AVAILABLE DATA:

>>>>>

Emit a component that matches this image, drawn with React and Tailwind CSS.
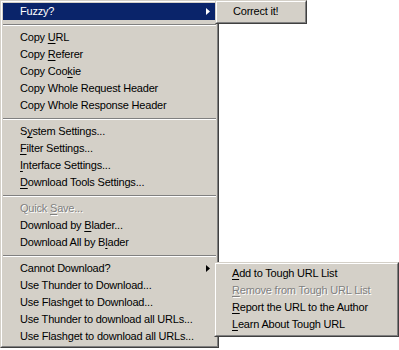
import React from "react";

const font = "font-['Liberation_Sans',Arial,sans-serif] text-[11px] leading-none tracking-[-0.2px]";

// mnemonic letter
const U = ({ children }) => <span className="underline underline-offset-[2px] decoration-[1px]">{children}</span>;

function Arrow({ white }) {
  return (
    <svg width="4" height="7" viewBox="0 0 4 7" className="shrink-0">
      <path d="M0 0 L4 3.5 L0 7 Z" fill={white ? "#ffffff" : "#000000"} />
    </svg>
  );
}

function Item({ children, active, disabled, sub, pl = "pl-[17px]" }) {
  return (
    <div
      className={`h-[17px] flex items-center justify-between ${pl} pr-[6px] whitespace-nowrap ${
        active ? "bg-[#0a246a] text-white" : disabled ? "text-[#808080] [text-shadow:1px_1px_0_#ffffff]" : "text-black"
      }`}
    >
      <span>{children}</span>
      {sub && <Arrow white={active} />}
    </div>
  );
}

function Sep() {
  return (
    <div className="h-[9px] flex items-center">
      <div className="w-full border-t border-t-[#808080] border-b border-b-white" />
    </div>
  );
}

function Frame({ className, children }) {
  return (
    <div className={`bg-[#d4d0c8] border border-t-[#d4d0c8] border-l-[#d4d0c8] border-r-[#404040] border-b-[#404040] ${className}`}>
      <div className="h-full border border-t-white border-l-white border-r-[#808080] border-b-[#808080] p-[1px]">
        {children}
      </div>
    </div>
  );
}

export default function App() {
  return (
    <div className={`relative w-[399px] h-[350px] bg-white overflow-hidden ${font}`}>
      {/* main context menu */}
      <Frame className="w-[219px] h-[348px]">
        <Item active sub>Fuzzy?</Item>
        <Sep />
        <Item>Copy <U>U</U>RL</Item>
        <Item>Copy <U>R</U>eferer</Item>
        <Item>Copy Coo<U>k</U>ie</Item>
        <Item>Copy Whole Request Header</Item>
        <Item>Copy Whole Response Header</Item>
        <Sep />
        <Item>S<U>y</U>stem Settings...</Item>
        <Item><U>F</U>ilter Settings...</Item>
        <Item><U>I</U>nterface Settings...</Item>
        <Item><U>D</U>ownload Tools Settings...</Item>
        <Sep />
        <Item disabled>Quick <U>S</U>ave...</Item>
        <Item>Download by <U>B</U>lader...</Item>
        <Item>Download All by B<U>l</U>ader</Item>
        <Sep />
        <Item sub>Cannot Download?</Item>
        <Item>Use Thunder to Download...</Item>
        <Item>Use Flashget to Download...</Item>
        <Item>Use Thunder to download all URLs...</Item>
        <Item>Use Flashget to download all URLs...</Item>
      </Frame>

      {/* Fuzzy? submenu */}
      <Frame className="absolute left-[215px] top-0 w-[92px] h-[24px]">
        <Item pl="pl-[15px]">Correct it!</Item>
      </Frame>

      {/* Cannot Download? submenu */}
      <Frame className="absolute left-[214px] top-[262px] w-[185px] h-[75px]">
        <Item pl="pl-[15px]"><U>A</U>dd to Tough URL List</Item>
        <Item pl="pl-[15px]" disabled><U>R</U>emove from Tough URL List</Item>
        <Item pl="pl-[15px]"><U>R</U>eport the URL to the Author</Item>
        <Item pl="pl-[15px]"><U>L</U>earn About Tough URL</Item>
      </Frame>
    </div>
  );
}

<<<<<

JOB: Copy out all lines from the material above that contain the string "React".

RESULT OF THE EXERCISE:
Emit a component that matches this image, drawn with React and Tailwind CSS.
import React from "react";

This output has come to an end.